## What is asked:
Find all the lines with "this" and gather them.

>> Begin Items

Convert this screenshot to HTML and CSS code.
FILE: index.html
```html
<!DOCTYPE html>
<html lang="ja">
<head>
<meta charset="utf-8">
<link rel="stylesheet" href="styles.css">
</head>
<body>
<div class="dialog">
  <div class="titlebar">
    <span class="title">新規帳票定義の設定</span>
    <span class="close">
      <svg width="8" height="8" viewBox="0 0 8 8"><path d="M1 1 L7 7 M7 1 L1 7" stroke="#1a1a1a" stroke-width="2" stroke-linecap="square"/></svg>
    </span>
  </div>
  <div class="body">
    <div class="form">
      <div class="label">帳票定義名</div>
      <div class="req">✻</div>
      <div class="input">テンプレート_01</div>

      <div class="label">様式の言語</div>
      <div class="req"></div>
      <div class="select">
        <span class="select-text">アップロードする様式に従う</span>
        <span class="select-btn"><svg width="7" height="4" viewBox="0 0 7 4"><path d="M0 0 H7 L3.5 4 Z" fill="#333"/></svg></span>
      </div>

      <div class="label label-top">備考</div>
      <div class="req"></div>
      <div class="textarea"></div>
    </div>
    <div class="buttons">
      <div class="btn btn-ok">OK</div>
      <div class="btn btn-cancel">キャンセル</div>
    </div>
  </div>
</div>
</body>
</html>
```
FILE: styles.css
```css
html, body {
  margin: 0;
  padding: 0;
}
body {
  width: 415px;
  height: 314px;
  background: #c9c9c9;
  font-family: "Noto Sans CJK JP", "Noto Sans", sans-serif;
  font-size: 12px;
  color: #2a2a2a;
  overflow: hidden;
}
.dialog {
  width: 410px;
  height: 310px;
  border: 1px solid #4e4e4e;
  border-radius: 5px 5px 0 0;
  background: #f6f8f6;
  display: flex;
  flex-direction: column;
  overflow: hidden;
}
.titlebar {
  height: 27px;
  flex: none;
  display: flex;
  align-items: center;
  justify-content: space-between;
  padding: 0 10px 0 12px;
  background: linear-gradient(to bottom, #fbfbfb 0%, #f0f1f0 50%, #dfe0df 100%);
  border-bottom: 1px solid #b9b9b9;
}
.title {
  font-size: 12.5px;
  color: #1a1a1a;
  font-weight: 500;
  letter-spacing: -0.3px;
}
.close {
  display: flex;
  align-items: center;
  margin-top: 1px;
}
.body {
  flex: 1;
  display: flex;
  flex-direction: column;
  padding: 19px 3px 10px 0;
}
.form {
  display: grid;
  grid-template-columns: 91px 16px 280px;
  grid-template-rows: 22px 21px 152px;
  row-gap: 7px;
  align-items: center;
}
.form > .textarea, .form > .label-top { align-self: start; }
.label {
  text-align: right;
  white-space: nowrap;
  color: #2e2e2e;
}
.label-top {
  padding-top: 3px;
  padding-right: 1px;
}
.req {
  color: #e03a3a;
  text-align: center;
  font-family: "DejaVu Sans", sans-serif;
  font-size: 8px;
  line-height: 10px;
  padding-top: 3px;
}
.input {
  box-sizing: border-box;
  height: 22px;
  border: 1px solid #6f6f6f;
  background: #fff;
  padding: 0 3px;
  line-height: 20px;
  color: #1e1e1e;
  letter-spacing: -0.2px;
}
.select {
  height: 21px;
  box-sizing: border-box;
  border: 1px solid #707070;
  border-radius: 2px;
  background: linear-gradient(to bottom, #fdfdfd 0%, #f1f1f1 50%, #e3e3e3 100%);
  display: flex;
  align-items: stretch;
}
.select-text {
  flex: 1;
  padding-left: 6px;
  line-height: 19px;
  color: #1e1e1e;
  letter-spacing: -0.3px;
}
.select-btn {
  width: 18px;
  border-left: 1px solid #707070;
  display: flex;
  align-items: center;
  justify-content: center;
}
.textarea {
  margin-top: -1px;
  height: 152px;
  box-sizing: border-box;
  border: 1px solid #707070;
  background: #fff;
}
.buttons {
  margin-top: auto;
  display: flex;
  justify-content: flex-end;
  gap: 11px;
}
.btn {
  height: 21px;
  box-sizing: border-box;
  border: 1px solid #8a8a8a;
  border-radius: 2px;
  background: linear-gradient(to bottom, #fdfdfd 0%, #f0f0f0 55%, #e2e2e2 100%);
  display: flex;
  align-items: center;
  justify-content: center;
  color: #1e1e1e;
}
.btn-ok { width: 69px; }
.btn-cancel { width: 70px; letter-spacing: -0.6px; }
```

>> End Items
>> Begin Items

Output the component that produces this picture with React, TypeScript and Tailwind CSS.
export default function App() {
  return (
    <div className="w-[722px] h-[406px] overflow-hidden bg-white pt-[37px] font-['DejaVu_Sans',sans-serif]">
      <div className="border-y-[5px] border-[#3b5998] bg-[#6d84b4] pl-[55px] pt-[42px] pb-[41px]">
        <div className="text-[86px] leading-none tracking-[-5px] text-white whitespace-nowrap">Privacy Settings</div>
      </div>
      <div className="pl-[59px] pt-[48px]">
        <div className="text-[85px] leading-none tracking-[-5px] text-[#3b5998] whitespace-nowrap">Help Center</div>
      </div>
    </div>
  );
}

>> End Items

## Correct result:
Convert this screenshot to HTML and CSS code.
Output the component that produces this picture with React, TypeScript and Tailwind CSS.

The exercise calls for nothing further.